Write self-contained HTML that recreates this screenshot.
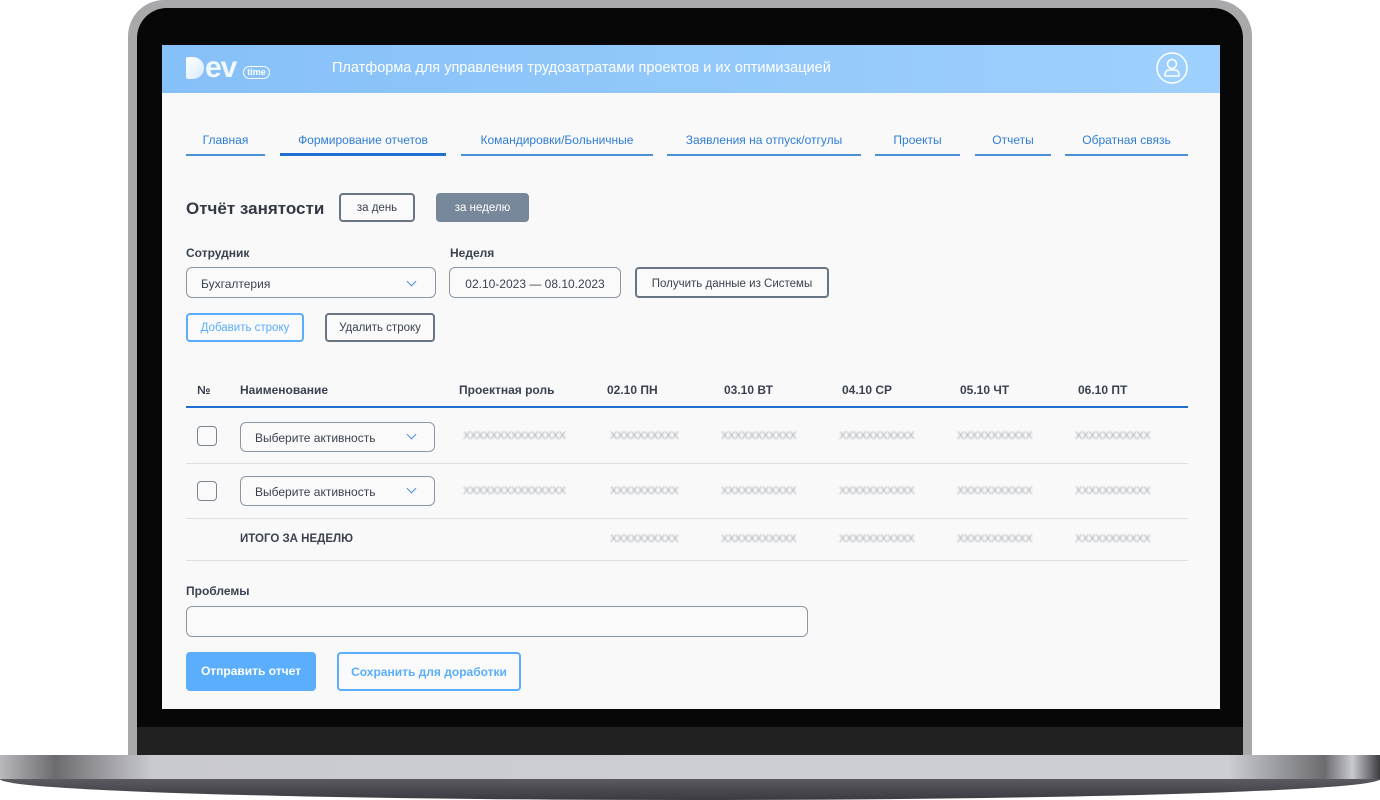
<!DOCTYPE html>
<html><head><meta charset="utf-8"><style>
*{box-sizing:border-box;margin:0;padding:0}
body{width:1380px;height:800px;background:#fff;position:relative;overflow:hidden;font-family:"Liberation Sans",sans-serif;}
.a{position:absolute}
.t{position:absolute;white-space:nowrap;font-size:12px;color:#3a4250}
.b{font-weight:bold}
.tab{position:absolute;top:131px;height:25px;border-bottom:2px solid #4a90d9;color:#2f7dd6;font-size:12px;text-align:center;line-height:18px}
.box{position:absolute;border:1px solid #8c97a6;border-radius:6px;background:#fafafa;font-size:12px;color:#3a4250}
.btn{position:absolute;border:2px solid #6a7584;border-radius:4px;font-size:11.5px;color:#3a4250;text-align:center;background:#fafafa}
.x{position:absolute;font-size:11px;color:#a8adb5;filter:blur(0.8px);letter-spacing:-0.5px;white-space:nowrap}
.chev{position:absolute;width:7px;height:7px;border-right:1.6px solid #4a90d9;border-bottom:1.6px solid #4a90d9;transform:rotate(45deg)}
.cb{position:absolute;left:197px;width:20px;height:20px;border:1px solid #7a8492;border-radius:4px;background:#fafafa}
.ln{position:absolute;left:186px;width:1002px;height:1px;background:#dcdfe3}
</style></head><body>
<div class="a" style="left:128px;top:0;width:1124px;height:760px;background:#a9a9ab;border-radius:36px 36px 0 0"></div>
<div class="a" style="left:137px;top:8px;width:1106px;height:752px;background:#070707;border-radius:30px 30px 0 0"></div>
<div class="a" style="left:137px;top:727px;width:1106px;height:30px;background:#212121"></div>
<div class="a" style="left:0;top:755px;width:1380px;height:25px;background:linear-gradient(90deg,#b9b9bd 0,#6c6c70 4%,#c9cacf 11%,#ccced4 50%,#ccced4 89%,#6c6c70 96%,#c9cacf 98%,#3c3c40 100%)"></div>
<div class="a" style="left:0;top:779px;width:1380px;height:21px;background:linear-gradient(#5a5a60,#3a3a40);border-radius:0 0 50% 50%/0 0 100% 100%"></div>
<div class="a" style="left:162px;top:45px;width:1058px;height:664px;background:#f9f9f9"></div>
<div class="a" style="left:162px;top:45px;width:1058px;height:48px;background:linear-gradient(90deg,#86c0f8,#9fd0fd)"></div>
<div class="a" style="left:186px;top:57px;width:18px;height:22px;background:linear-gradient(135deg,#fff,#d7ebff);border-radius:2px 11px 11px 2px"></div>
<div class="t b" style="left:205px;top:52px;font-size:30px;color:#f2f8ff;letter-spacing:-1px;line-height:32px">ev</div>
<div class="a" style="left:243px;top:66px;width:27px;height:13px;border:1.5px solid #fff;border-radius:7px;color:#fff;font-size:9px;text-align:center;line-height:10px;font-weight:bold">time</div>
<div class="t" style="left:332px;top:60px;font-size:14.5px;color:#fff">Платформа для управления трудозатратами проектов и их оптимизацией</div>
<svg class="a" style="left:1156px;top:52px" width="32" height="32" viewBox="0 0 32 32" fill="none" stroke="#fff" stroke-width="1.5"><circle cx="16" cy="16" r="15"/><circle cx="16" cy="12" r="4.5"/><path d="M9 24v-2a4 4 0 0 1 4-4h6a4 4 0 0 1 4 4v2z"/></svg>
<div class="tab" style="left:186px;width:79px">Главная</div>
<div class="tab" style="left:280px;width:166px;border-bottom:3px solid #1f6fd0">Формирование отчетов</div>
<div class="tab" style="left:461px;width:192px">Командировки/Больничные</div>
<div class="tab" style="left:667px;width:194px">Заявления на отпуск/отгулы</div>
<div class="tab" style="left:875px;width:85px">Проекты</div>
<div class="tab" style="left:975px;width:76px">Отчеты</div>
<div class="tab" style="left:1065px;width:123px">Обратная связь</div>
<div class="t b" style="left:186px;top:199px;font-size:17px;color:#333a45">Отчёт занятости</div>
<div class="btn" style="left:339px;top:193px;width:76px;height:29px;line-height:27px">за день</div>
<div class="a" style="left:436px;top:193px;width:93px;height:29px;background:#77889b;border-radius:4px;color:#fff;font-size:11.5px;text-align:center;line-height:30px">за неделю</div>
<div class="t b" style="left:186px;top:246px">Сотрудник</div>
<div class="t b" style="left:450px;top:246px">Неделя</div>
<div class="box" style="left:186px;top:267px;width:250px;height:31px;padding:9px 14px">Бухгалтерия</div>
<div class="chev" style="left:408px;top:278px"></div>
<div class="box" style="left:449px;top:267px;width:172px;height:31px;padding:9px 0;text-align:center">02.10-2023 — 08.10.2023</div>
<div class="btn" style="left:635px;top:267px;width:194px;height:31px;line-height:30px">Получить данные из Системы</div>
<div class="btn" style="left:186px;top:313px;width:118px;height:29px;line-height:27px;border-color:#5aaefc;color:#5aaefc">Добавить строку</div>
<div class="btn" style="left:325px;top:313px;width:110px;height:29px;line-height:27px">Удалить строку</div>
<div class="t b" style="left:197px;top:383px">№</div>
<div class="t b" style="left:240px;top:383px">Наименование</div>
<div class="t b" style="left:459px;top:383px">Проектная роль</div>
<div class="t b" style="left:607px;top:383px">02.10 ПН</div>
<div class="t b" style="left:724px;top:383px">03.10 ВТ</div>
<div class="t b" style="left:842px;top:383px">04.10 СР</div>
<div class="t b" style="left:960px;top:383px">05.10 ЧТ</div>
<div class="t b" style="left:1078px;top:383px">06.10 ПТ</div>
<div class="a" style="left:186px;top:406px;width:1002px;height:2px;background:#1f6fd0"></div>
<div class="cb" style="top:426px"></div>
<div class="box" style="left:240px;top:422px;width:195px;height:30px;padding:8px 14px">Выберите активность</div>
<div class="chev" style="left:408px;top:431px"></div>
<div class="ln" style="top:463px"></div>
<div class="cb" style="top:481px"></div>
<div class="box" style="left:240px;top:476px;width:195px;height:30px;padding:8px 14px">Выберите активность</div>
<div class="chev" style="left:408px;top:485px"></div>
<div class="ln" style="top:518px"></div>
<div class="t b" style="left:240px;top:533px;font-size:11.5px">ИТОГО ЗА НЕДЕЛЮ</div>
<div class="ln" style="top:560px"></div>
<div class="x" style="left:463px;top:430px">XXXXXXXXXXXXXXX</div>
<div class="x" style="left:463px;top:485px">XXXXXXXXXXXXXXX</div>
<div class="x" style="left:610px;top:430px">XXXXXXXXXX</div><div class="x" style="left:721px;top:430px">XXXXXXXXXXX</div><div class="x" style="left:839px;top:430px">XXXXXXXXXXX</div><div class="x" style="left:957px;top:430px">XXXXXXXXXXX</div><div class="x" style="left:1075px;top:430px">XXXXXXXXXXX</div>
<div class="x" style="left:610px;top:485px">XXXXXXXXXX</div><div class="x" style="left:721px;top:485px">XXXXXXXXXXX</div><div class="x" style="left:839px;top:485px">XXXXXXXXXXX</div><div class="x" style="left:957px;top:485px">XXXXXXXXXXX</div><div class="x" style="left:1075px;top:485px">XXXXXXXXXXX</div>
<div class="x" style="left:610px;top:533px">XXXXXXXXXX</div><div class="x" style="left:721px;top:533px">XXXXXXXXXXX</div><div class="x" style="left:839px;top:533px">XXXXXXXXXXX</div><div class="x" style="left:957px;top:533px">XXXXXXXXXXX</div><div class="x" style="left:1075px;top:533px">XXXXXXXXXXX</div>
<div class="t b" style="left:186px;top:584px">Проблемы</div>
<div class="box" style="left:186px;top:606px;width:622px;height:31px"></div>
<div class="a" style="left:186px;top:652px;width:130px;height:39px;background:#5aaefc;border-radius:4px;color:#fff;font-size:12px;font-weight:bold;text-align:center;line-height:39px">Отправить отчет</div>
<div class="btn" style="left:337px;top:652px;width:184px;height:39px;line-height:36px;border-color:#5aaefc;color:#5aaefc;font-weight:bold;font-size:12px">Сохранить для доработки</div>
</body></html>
=====
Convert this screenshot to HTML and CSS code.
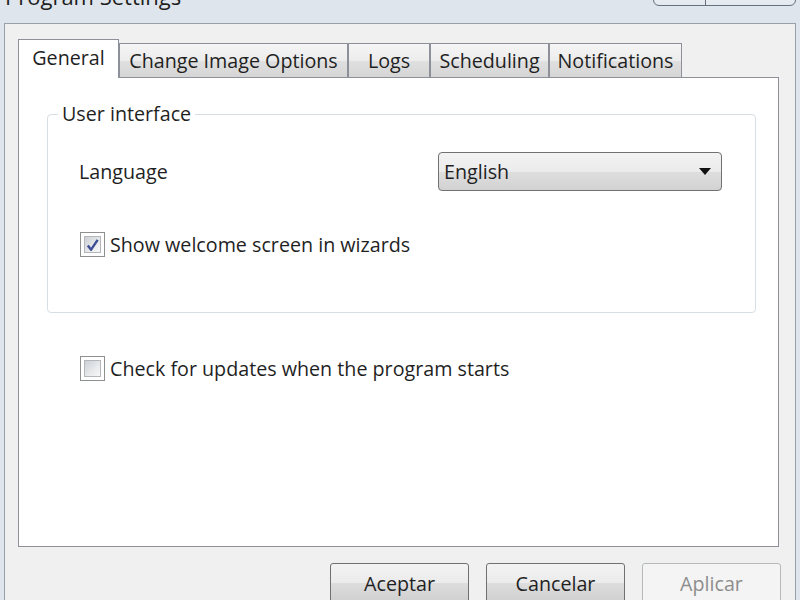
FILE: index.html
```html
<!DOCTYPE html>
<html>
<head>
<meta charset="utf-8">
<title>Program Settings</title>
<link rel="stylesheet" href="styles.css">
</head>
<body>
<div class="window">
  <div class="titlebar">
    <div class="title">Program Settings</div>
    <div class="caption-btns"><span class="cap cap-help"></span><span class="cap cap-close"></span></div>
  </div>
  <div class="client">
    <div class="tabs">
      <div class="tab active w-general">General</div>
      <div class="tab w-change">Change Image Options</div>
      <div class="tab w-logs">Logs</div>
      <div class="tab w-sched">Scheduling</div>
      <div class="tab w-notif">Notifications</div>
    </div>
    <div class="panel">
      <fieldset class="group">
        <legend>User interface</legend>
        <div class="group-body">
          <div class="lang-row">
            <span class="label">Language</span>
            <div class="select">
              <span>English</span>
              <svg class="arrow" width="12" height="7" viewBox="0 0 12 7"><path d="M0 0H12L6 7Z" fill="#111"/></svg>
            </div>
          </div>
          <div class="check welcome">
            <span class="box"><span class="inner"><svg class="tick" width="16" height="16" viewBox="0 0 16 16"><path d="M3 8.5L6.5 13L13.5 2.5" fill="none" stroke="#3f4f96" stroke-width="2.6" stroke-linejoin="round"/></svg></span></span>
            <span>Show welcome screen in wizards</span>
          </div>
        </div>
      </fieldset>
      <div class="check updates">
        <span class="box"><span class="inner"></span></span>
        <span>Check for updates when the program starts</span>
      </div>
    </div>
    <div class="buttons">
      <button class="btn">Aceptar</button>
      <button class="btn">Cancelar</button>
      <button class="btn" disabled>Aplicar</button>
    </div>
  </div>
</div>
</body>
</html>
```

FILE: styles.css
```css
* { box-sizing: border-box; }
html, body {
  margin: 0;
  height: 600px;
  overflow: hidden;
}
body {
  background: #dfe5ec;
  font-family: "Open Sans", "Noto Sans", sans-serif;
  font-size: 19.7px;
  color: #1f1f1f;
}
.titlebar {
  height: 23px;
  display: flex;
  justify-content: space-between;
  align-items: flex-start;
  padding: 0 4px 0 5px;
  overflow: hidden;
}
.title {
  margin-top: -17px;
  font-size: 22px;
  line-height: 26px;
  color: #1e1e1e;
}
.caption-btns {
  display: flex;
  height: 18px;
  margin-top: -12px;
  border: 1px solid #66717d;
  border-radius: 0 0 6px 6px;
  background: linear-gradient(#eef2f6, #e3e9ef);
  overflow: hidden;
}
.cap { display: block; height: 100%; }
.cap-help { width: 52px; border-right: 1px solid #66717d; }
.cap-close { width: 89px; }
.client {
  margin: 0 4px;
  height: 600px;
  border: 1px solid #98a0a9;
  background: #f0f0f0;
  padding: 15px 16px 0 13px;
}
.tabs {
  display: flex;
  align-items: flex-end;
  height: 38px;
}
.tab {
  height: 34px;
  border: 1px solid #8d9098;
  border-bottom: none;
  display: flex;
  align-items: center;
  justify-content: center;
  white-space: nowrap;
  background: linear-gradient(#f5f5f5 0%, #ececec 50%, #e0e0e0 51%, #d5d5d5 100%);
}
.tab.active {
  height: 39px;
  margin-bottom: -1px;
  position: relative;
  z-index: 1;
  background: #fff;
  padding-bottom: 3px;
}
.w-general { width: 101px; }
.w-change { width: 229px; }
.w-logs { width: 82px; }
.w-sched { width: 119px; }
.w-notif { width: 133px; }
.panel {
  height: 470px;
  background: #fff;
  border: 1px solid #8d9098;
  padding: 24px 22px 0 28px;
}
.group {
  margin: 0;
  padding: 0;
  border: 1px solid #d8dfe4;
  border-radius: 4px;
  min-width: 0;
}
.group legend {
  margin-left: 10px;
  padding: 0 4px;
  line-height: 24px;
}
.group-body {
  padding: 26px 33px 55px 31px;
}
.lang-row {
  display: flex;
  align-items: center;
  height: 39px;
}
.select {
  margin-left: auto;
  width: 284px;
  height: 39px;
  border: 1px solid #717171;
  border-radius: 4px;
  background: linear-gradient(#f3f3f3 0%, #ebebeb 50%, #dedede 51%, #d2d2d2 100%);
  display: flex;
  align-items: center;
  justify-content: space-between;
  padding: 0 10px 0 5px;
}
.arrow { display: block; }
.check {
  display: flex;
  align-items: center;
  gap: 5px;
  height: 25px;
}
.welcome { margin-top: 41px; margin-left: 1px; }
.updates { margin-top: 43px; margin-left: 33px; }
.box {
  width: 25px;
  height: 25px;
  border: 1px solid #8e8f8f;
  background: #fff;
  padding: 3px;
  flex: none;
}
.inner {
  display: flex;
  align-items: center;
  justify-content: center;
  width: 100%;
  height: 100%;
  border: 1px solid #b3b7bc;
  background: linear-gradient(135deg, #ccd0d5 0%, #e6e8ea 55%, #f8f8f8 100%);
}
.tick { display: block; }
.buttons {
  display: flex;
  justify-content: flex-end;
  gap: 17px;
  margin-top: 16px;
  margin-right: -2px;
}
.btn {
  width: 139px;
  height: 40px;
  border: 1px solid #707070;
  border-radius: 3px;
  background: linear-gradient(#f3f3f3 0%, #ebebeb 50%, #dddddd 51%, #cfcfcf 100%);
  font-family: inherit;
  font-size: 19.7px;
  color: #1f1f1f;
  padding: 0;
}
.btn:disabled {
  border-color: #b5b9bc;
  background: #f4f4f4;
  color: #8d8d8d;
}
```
=====
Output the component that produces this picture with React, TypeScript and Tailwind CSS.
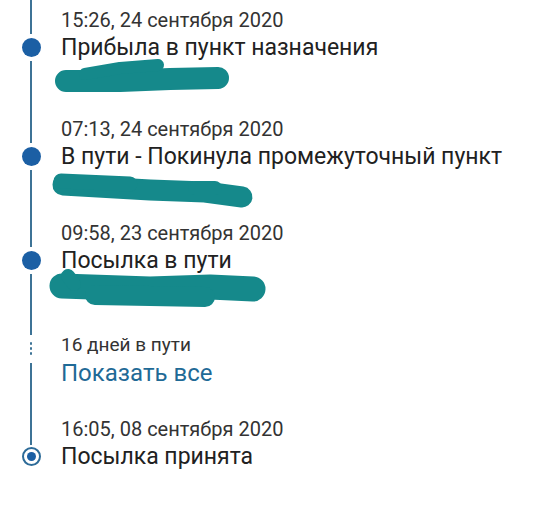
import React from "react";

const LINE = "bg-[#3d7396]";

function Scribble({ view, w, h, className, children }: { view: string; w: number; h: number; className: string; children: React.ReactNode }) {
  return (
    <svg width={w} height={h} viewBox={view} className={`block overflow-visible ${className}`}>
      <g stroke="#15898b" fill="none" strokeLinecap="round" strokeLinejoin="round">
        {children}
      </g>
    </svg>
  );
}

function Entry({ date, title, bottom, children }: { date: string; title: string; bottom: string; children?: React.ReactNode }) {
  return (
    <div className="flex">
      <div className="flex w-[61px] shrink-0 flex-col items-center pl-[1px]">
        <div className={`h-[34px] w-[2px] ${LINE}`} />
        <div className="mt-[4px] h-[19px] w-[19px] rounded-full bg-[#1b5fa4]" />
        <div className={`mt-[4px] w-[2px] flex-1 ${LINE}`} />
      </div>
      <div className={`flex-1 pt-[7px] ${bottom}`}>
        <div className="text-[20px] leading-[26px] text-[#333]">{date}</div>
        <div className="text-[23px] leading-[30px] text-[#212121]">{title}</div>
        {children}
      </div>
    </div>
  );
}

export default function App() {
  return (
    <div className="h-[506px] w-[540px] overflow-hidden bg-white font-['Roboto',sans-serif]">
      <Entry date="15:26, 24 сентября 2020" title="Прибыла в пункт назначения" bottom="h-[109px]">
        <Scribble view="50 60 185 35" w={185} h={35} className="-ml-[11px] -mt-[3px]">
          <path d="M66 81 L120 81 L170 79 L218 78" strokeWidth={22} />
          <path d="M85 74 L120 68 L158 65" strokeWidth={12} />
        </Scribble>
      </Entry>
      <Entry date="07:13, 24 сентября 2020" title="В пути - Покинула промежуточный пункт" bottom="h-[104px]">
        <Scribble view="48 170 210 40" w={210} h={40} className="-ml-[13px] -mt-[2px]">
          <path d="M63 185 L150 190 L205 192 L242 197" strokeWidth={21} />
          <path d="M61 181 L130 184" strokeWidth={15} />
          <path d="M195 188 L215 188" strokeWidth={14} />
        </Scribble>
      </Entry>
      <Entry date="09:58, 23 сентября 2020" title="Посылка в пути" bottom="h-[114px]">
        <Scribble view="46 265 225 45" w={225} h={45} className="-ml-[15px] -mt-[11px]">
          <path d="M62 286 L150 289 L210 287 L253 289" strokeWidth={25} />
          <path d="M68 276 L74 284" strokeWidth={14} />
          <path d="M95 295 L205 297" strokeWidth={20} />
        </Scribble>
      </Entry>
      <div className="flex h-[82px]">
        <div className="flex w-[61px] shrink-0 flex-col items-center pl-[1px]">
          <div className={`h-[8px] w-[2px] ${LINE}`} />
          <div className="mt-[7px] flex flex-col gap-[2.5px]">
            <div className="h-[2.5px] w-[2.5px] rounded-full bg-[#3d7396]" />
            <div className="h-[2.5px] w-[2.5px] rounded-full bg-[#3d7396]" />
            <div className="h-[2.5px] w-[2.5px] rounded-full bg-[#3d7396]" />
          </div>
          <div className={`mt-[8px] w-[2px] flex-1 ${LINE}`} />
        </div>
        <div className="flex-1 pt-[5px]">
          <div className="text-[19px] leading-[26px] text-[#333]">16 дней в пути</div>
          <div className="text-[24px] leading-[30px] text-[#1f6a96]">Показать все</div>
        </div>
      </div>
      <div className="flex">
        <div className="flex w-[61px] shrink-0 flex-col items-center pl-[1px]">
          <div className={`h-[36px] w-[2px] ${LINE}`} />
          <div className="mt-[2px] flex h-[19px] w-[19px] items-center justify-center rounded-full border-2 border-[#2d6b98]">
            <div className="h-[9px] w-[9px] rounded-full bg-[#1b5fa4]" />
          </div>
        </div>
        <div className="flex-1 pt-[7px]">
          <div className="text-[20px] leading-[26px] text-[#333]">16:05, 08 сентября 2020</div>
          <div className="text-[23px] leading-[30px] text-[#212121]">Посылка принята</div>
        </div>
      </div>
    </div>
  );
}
=====
### What the task requires
List all lines where "that" occurs.

### The answer
Write self-contained HTML that recreates this screenshot.
Output the component that produces this picture with React, TypeScript and Tailwind CSS.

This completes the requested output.